Ajmal Kasab has been hanged, and some of the people who died in the 26/11 attacks have memorials made in their honour. But an uncertain fate hangs over 10 waiters who had worked with Leopold Café, one of the first locations attacked by the 10 gunmen who held Mumbai to ransom in November 2008.

Four years after the attack, in which some of the waiters had helped save lives and a couple of them succumbed to the bullets, these 10 former waiters are out on the road, said Vishwas Utagi, Secretary, All-India Bank Employees Association (AIBEA), in support of the former waiters.

Dressed in their trade-mark red t-shirts with Leopold written on it, the 10 former employees say they had lost their jobs at the Café, and most of them had no official reason or document given to them. One of the former waiters, though, was asked to go for trying to form a trade union, the former waiter said on Wednesday.

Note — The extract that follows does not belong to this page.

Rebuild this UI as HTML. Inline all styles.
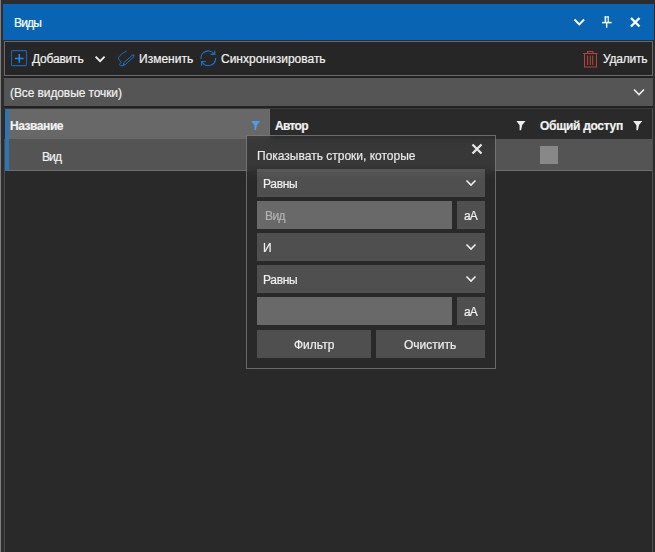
<!DOCTYPE html>
<html><head><meta charset="utf-8">
<style>
*{box-sizing:border-box}
html,body{margin:0;padding:0}
body{width:655px;height:552px;overflow:hidden;position:relative;background:#2d2d2d;font-family:"Liberation Sans",sans-serif;font-size:12px;color:#f2f2f2}
.a{position:absolute}
.t{position:absolute;white-space:nowrap;line-height:14px;-webkit-text-stroke:0.2px currentColor}
.b{font-weight:bold}
svg{position:absolute;overflow:visible}
</style></head><body>
<div class="a" style="left:0;top:0;width:1px;height:552px;background:#7f7f7f"></div>
<!-- title bar -->
<div class="a" style="left:3px;top:4px;width:651px;height:36px;background:#0965b3"></div>
<div class="t" style="left:14px;top:16px;color:#fff;letter-spacing:-0.8px">Виды</div>
<svg style="left:0;top:0" width="655" height="40">
  <polyline points="574.5,19.5 579.3,24.3 584.1,19.5" fill="none" stroke="#fff" stroke-width="1.9"/>
  <rect x="604.6" y="16.4" width="1.6" height="6" fill="#fff"/>
  <rect x="607.6" y="16.4" width="1.2" height="6" fill="#fff"/>
  <rect x="604.6" y="16.4" width="4.2" height="1.1" fill="#fff"/>
  <path d="M602,22.6 H611.6" fill="none" stroke="#fff" stroke-width="1.5"/>
  <path d="M606.7,22.6 V27.8" fill="none" stroke="#fff" stroke-width="1.3"/>
  <path d="M631,18 L639.5,26.5 M639.5,18 L631,26.5" fill="none" stroke="#fff" stroke-width="2.4"/>
</svg>
<!-- panel -->
<div class="a" style="left:4px;top:41px;width:649px;height:511px;background:#292929;border-left:1px solid #4a4a4a;border-right:1px solid #505050"></div>
<!-- toolbar -->
<div class="a" style="left:4px;top:41px;width:649px;height:35px;background:#262626;border:1px solid #6a6a6a"></div>
<div class="a" style="left:4px;top:76px;width:649px;height:2px;background:#222"></div>
<svg style="left:0;top:0" width="655" height="80">
  <rect x="11.5" y="50.6" width="15" height="15" rx="1.2" fill="none" stroke="#1866b2" stroke-width="1.1"/>
  <path d="M19.3,54 V62.8 M15,58.4 H23.6" stroke="#1f8ae6" stroke-width="1.5"/>
  <polyline points="95.6,56.6 100.1,61.1 104.6,56.6" fill="none" stroke="#f0f0f0" stroke-width="1.85"/>
  <path d="M126.6,51.2 C122.5,53 118.8,55.8 118.3,58.8 L121.2,62.2 L119.4,64.4 L120.2,65.6 L123.2,65.6" fill="none" stroke="#1a74c6" stroke-width="1"/>
  <path d="M123.2,65.6 L123.9,62.6 L132.6,55 L134,56.6 L125.6,64.4 Z" fill="none" stroke="#1a74c6" stroke-width="1"/>
  <path d="M123.2,65.6 L123.9,63 L125.2,64.4 Z M132.4,54.9 L133.4,54.3 L134.6,55.6 L134,56.6 Z" fill="#1a74c6"/>
  <path d="M201,59 A7.2,7.2 0 0 1 214.4,54.6" fill="none" stroke="#1a72c4" stroke-width="1.2"/>
  <path d="M210.6,54.4 H214.8 V50.4" fill="none" stroke="#1a72c4" stroke-width="1.2"/>
  <path d="M215.6,58 A7.2,7.2 0 0 1 202.2,62" fill="none" stroke="#1a72c4" stroke-width="1.2"/>
  <path d="M205.8,61.5 H201.6 V65.8" fill="none" stroke="#1a72c4" stroke-width="1.2"/>
  <g fill="none" stroke="#b5433a" stroke-width="1.05">
    <path d="M583,53.5 H597.5"/>
    <path d="M587.5,53.5 V51.5 H593 V53.5"/>
    <path d="M584.5,53.5 V67 H596.5 V53.5"/>
    <path d="M587.6,55.5 V65 M590.3,55.5 V65 M592.7,55.5 V65"/>
  </g>
</svg>
<div class="t" style="left:32px;top:52px;letter-spacing:-0.2px">Добавить</div>
<div class="t" style="left:139px;top:52px">Изменить</div>
<div class="t" style="left:221px;top:52px">Синхронизировать</div>
<div class="t" style="left:603px;top:52px;letter-spacing:-0.2px">Удалить</div>
<!-- filter dropdown -->
<div class="a" style="left:4px;top:78px;width:649px;height:28px;background:#555"></div>
<div class="t" style="left:10px;top:86px;letter-spacing:-0.1px">(Все видовые точки)</div>
<svg style="left:0;top:0" width="655" height="110">
  <polyline points="634,89.5 639,94.5 644,89.5" fill="none" stroke="#f0f0f0" stroke-width="1.6"/>
</svg>
<div class="a" style="left:4px;top:106px;width:649px;height:2px;background:#222"></div>
<!-- header -->
<div class="a" style="left:4px;top:108px;width:649px;height:31px;background:#2a2a2a;border-top:1px solid #3a3a3a;border-right:1px solid #505050"></div>
<div class="a" style="left:9px;top:109px;width:261px;height:30px;background:#686868;border-right:1px solid #6f6f6f"></div>
<div class="a" style="left:5px;top:109px;width:4px;height:62px;background:#2d75b4"></div>
<div class="t b" style="left:10px;top:119px;letter-spacing:-0.45px">Название</div>
<div class="t b" style="left:275px;top:119px;letter-spacing:-0.7px">Автор</div>
<div class="t b" style="left:540px;top:119px;letter-spacing:-0.3px">Общий доступ</div>
<svg style="left:0;top:0" width="655" height="140">
  <path d="M251.2,121 H260.3 L257,125 L255.9,130 H254.4 V125.2 Z" fill="#4a9ef0"/>
  <path d="M516.4,121 H525.5 L522.2,125 L521.1,130.2 H519.6 V125.2 Z" fill="#eeeeee"/>
  <path d="M633.2,121 H642.3 L639,125 L637.9,130.2 H636.4 V125.2 Z" fill="#eeeeee"/>
</svg>
<!-- row -->
<div class="a" style="left:9px;top:139px;width:643px;height:32px;background:#545454;border-bottom:1px solid #6e6e6e"></div>
<div class="t" style="left:42px;top:150px;letter-spacing:-0.9px">Вид</div>
<div class="a" style="left:540px;top:146px;width:18px;height:18px;background:#888"></div>
<!-- popup -->
<div class="a" style="left:246px;top:135px;width:250px;height:234px;background:rgba(42,42,42,0.65);-webkit-backdrop-filter:blur(5px);backdrop-filter:blur(5px);border:1px solid rgba(255,255,255,0.3)"></div>
<div class="t" style="left:257px;top:149px;color:#e8e8e8">Показывать строки, которые</div>
<svg style="left:0;top:0" width="655" height="380">
  <path d="M472.5,144.5 L481.5,153.5 M481.5,144.5 L472.5,153.5" fill="none" stroke="#e6e6e6" stroke-width="2.3"/>
</svg>
<div class="a" style="left:257px;top:169px;width:228px;height:28px;background:rgba(255,255,255,0.18)"></div>
<div class="t" style="left:263px;top:177px;color:#f0f0f0;letter-spacing:-0.3px">Равны</div>
<div class="a" style="left:257px;top:201px;width:195px;height:28px;background:rgba(255,255,255,0.3)"></div>
<div class="t" style="left:265px;top:209px;color:#b2b2b2;letter-spacing:-0.6px">Вид</div>
<div class="a" style="left:457px;top:201px;width:28px;height:28px;background:rgba(255,255,255,0.18)"></div>
<div class="t" style="left:464px;top:209px;color:#f0f0f0;letter-spacing:-0.9px">aA</div>
<div class="a" style="left:257px;top:233px;width:228px;height:28px;background:rgba(255,255,255,0.18)"></div>
<div class="t" style="left:263px;top:241px;color:#f0f0f0">И</div>
<div class="a" style="left:257px;top:265px;width:228px;height:28px;background:rgba(255,255,255,0.18)"></div>
<div class="t" style="left:263px;top:273px;color:#f0f0f0;letter-spacing:-0.3px">Равны</div>
<div class="a" style="left:257px;top:297px;width:195px;height:28px;background:rgba(255,255,255,0.3)"></div>
<div class="a" style="left:457px;top:297px;width:28px;height:28px;background:rgba(255,255,255,0.18)"></div>
<div class="t" style="left:464px;top:305px;color:#f0f0f0;letter-spacing:-0.9px">aA</div>
<div class="a" style="left:257px;top:330px;width:114px;height:28px;background:rgba(255,255,255,0.18)"></div>
<div class="t" style="left:294px;top:338px;color:#f0f0f0">Фильтр</div>
<div class="a" style="left:376px;top:330px;width:109px;height:28px;background:rgba(255,255,255,0.18)"></div>
<div class="t" style="left:404px;top:338px;color:#f0f0f0">Очистить</div>
<svg style="left:0;top:0" width="655" height="380">
  <g fill="none" stroke="#eeeeee" stroke-width="1.6">
  <polyline points="466.5,180.5 471,185 475.5,180.5"/>
  <polyline points="466.5,244.5 471,249 475.5,244.5"/>
  <polyline points="466.5,276.5 471,281 475.5,276.5"/>
  </g>
</svg>
</body></html>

The employees were also targeted because they questioned their employer on their provident fund and other such entitlements that the employer was not provisioning for, alleged AIBEA’s Utagi.

state support

The 10 former Leopold employees and their families will go on a five-day fast at Mumbai’s Azad Maidan from Thursday, seeking intervention by the State Government.

Partner of Leopold Café, Farhang Jehani, though, could not be reached for a comment. However, a recent media report quoted Jehani saying that the waiters had misbehaved with patrons and kept tips amounting to Rs 25,000-30,000 each per month. Each of them resigned of his own accord, either amicably or after being confronted with misdemeanours, he had said. This was refuted by the former waiters, who said that they had to pay for their own uniforms, when their salary was just Rs 3,500 a month. The owner also deducted Rs 80 a head for night shifts and Rs 60 on day shifts from their tips, they alleged.

Holding up a mug with a picture of the bullet-hole from Leopold’s wall, the former employees said that the mug was being sold as memorabilia for Rs 350 and the café continues to do roaring business, with much interest coming because it was a victim of the terror-attacks. But for these former employees, some of who had helped save the patrons at the Café, it is a sad irony, says Utagi.